- **Work to be completed**
Draw out every line with the word "page" from the listing below.

§ §

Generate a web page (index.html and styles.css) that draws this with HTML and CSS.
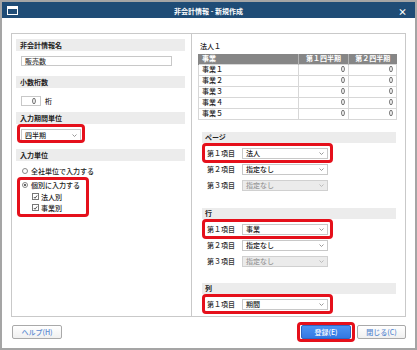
FILE: index.html
```html
<!DOCTYPE html>
<html lang="ja">
<head>
<meta charset="utf-8">
<title>非会計情報 - 新規作成</title>
<link rel="stylesheet" href="styles.css">
</head>
<body>
<div class="window">
  <div class="titlebar">
    <div class="tb-left">
      <svg class="app-icon" width="11" height="9" viewBox="0 0 11 9"><rect x="0.5" y="0.5" width="10" height="8" fill="none" stroke="#fff"/><rect x="0.5" y="0.5" width="10" height="2.5" fill="#fff"/></svg>
    </div>
    <div class="title">非会計情報 - 新規作成</div>
    <div class="tb-right"><span class="close">×</span></div>
  </div>
  <div class="content">
    <div class="box">
      <div class="pane-left">
        <div class="sec-head">非会計情報名</div>
        <div class="field f-name"><div class="input name">販売数</div></div>
        <div class="sec-head">小数桁数</div>
        <div class="field f-digits"><div class="input num"><span class="n">0</span></div><span class="unit">桁</span></div>
        <div class="sec-head">入力期間単位</div>
        <div class="field f-period"><div class="select period hl hl-period">四半期<svg class="caret" width="5" height="3" viewBox="0 0 5 3"><polyline points="0.5,0.5 2.5,2.5 4.5,0.5" fill="none" stroke="#999"/></svg></div></div>
        <div class="sec-head">入力単位</div>
        <div class="options">
          <div class="opt"><span class="radio"></span>全社単位で入力する</div>
          <div class="opt-group hl hl-group">
            <div class="opt"><span class="radio on"></span>個別に入力する</div>
            <div class="opt sub"><span class="check"><svg width="6" height="6" viewBox="0 0 6 6"><polyline points="1,3 2.4,4.5 5,1.2" fill="none" stroke="#333" stroke-width="1"/></svg></span>法人別</div>
            <div class="opt sub"><span class="check"><svg width="6" height="6" viewBox="0 0 6 6"><polyline points="1,3 2.4,4.5 5,1.2" fill="none" stroke="#333" stroke-width="1"/></svg></span>事業別</div>
          </div>
        </div>
      </div>
      <div class="pane-right">
        <div class="corp">法人１</div>
        <table class="grid">
          <thead>
            <tr><th class="c1">事業</th><th class="c2">第１四半期</th><th class="c3">第２四半期</th></tr>
          </thead>
          <tbody>
            <tr><td class="c1">事業１</td><td><span class="n">0</span></td><td><span class="n">0</span></td></tr>
            <tr><td class="c1">事業２</td><td><span class="n">0</span></td><td><span class="n">0</span></td></tr>
            <tr><td class="c1">事業３</td><td><span class="n">0</span></td><td><span class="n">0</span></td></tr>
            <tr><td class="c1">事業４</td><td><span class="n">0</span></td><td><span class="n">0</span></td></tr>
            <tr><td class="c1">事業５</td><td><span class="n">0</span></td><td><span class="n">0</span></td></tr>
          </tbody>
        </table>

        <div class="sec-head r s-page">ページ</div>
        <div class="rows">
          <div class="row hl hl-row"><span class="lbl">第１項目</span><div class="select item">法人<svg class="caret" width="5" height="3" viewBox="0 0 5 3"><polyline points="0.5,0.5 2.5,2.5 4.5,0.5" fill="none" stroke="#999"/></svg></div></div>
          <div class="row"><span class="lbl">第２項目</span><div class="select item">指定なし<svg class="caret" width="5" height="3" viewBox="0 0 5 3"><polyline points="0.5,0.5 2.5,2.5 4.5,0.5" fill="none" stroke="#999"/></svg></div></div>
          <div class="row"><span class="lbl">第３項目</span><div class="select item disabled">指定なし<svg class="caret" width="5" height="3" viewBox="0 0 5 3"><polyline points="0.5,0.5 2.5,2.5 4.5,0.5" fill="none" stroke="#bbb"/></svg></div></div>
        </div>

        <div class="sec-head r s-row">行</div>
        <div class="rows">
          <div class="row hl hl-row"><span class="lbl">第１項目</span><div class="select item">事業<svg class="caret" width="5" height="3" viewBox="0 0 5 3"><polyline points="0.5,0.5 2.5,2.5 4.5,0.5" fill="none" stroke="#999"/></svg></div></div>
          <div class="row"><span class="lbl">第２項目</span><div class="select item">指定なし<svg class="caret" width="5" height="3" viewBox="0 0 5 3"><polyline points="0.5,0.5 2.5,2.5 4.5,0.5" fill="none" stroke="#999"/></svg></div></div>
          <div class="row"><span class="lbl">第３項目</span><div class="select item disabled">指定なし<svg class="caret" width="5" height="3" viewBox="0 0 5 3"><polyline points="0.5,0.5 2.5,2.5 4.5,0.5" fill="none" stroke="#bbb"/></svg></div></div>
        </div>

        <div class="sec-head r s-col">列</div>
        <div class="rows">
          <div class="row hl hl-row"><span class="lbl">第１項目</span><div class="select item">期間<svg class="caret" width="5" height="3" viewBox="0 0 5 3"><polyline points="0.5,0.5 2.5,2.5 4.5,0.5" fill="none" stroke="#999"/></svg></div></div>
        </div>
      </div>
    </div>
    <div class="footer">
      <button class="btn">ヘルプ(H)</button>
      <div class="btn-group">
        <button class="btn primary hl hl-btn">登録(E)</button>
        <button class="btn">閉じる(C)</button>
      </div>
    </div>
  </div>
</div>
</body>
</html>
```

FILE: styles.css
```css
* { box-sizing: border-box; margin: 0; padding: 0; }
html, body { width: 417px; height: 350px; overflow: hidden; }
body {
  font-family: "Noto Sans CJK JP", "Noto Sans", sans-serif;
  font-size: 7px;
  font-weight: 500;
  color: #222;
  background: #fff;
}

.window {
  width: 417px;
  height: 350px;
  border: 2px solid #a5a5a5;
  background: #fff;
  display: flex;
  flex-direction: column;
}

.titlebar {
  height: 16px;
  background: #1f4c76;
  color: #fff;
  display: grid;
  grid-template-columns: 1fr auto 1fr;
  align-items: center;
}
.tb-left { padding-left: 5px; display: flex; align-items: center; }
.title { font-weight: bold; font-size: 7px; line-height: 16px; padding-top: 1px; }
.tb-right { display: flex; justify-content: flex-end; padding-right: 8px; }
.close { font-size: 9px; font-weight: bold; line-height: 9px; padding-top: 2px; }

.content {
  flex: 1;
  padding: 15px 9px 0 9px;
  display: flex;
  flex-direction: column;
}

.box {
  height: 284px;
  border: 1px solid #c9c9c9;
  display: flex;
}

.pane-left {
  width: 180px;
  border-right: 1px solid #c9c9c9;
  padding: 5px 6px 0 4px;
}
.pane-right {
  flex: 1;
  padding: 7px 8px 0 6px;
  overflow: hidden;
}

.sec-head {
  height: 12px;
  line-height: 12px;
  background: #ececec;
  font-weight: bold;
  padding-left: 4px;
  color: #222;
}
.sec-head.r {
  height: 11px;
  line-height: 11px;
  margin-left: 4px;
  margin-right: 1px;
  padding-left: 3px;
}

.field { display: flex; align-items: center; padding-left: 5px; }
.f-name { margin: 5px 0 10px; }
.f-digits { margin: 8px 0 6px; }
.f-period { margin: 5px 0 8px; }

.n {
  display: inline-block;
  font-family: "Noto Sans CJK JP", "Noto Sans", sans-serif;
  font-weight: 500;
  color: #444;
  will-change: transform;
}

.input {
  height: 10px;
  line-height: 9px;
  border: 1px solid #c8c8c8;
  background: #fff;
  color: #333;
  padding-left: 3px;
}
.input.name { width: 151px; }
.input.num { width: 20px; text-align: right; padding-right: 4px; }
.unit { margin-left: 4px; }

.select {
  height: 11px;
  line-height: 9px;
  border: 1px solid #c8c8c8;
  background: #fff;
  color: #222;
  padding-left: 3px;
  padding-right: 3px;
  display: flex;
  align-items: center;
  justify-content: space-between;
}
.select.period { width: 60px; height: 12px; }
.select.item { width: 86px; }
.select.disabled { background: #ebebeb; color: #9a9a9a; border-color: #d0d0d0; }
.caret { flex: none; }

.options { margin-top: 4px; padding-left: 6px; }
.opt {
  height: 12px;
  display: flex;
  align-items: center;
}
.opt + .opt-group { margin-top: 2px; }
.opt.sub { height: 11px; padding-left: 10px; }
.opt-group .opt.sub:first-of-type { margin-top: 1px; }
.opt-group { width: 67px; }
.radio {
  width: 6px; height: 6px;
  border: 1px solid #888;
  border-radius: 50%;
  margin-right: 3px;
  background: #fff;
  position: relative;
}
.radio.on::before {
  content: "";
  position: absolute;
  left: 1px; top: 1px;
  width: 2px; height: 2px;
  border-radius: 50%;
  background: #333;
}
.check {
  width: 7px; height: 7px;
  border: 1px solid #777;
  margin-right: 2px;
  display: flex;
  align-items: center;
  justify-content: center;
  background: #fff;
}
.check svg { display: block; }

.corp { height: 10px; line-height: 10px; padding-left: 2px; }

.grid {
  margin-top: 3px;
  width: 199px;
  border-collapse: collapse;
  table-layout: fixed;
  color: #333;
}
.grid th {
  height: 10px;
  background: #868686;
  color: #fff;
  font-weight: bold;
  font-size: 7px;
  line-height: 9px;
  padding: 0 3px;
  border-left: 1px solid #b5b5b5;
  text-align: center;
}
.grid th.c1 { text-align: left; border-left: 1px solid #868686; width: 100px; }
.grid th.c2 { width: 50px; }
.grid td {
  height: 11px;
  line-height: 9px;
  border: 1px solid #d7d7d7;
  padding: 0 3px;
  text-align: right;
  color: #333;
}
.grid td.c1 { text-align: left; color: #222; }

.s-page { margin-top: 12px; }
.s-row { margin-top: 17px; }
.s-col { margin-top: 16px; }

.rows { margin-top: 5px; margin-left: 4px; display: flex; flex-direction: column; gap: 5px; }
.row { display: flex; align-items: center; height: 11px; width: max-content; padding-left: 5px; }
.lbl { width: 35px; color: #333; }

.hl { position: relative; }
.hl::after {
  content: "";
  position: absolute;
  border: 3px solid #e5101b;
  border-radius: 4px;
  pointer-events: none;
}
.hl-period::after { top: -6px; bottom: -3px; left: -5px; right: -5px; }
.hl-group::after { top: -2px; bottom: -4px; left: -5px; right: 0; }
.hl-row::after { top: -5px; bottom: -4px; left: 0; right: -5px; }
.hl-btn::after { top: -4px; bottom: -4px; left: -5px; right: -5px; }

.footer {
  margin-top: 8px;
  display: flex;
  justify-content: space-between;
  padding-left: 1px;
}
.btn-group { display: flex; gap: 6px; }
.btn {
  width: 50px;
  height: 14px;
  font-family: "Noto Sans CJK JP", "Noto Sans", sans-serif;
  font-size: 7px;
  font-weight: 500;
  line-height: 12px;
  color: #5a8ad0;
  background: linear-gradient(#ffffff, #f0f0f0);
  border: 1px solid #a9a9a9;
  border-radius: 2px;
  text-align: center;
}
.btn-group .btn:last-child { width: 49px; }
.btn.primary {
  color: #fff;
  background: linear-gradient(#4b93f3, #3378e2);
  border-color: #2c66c4;
}
```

§ §

- **Reply**
Generate a web page (index.html and styles.css) that draws this with HTML and CSS.
        <div class="sec-head r s-page">ページ</div>
.s-page { margin-top: 12px; }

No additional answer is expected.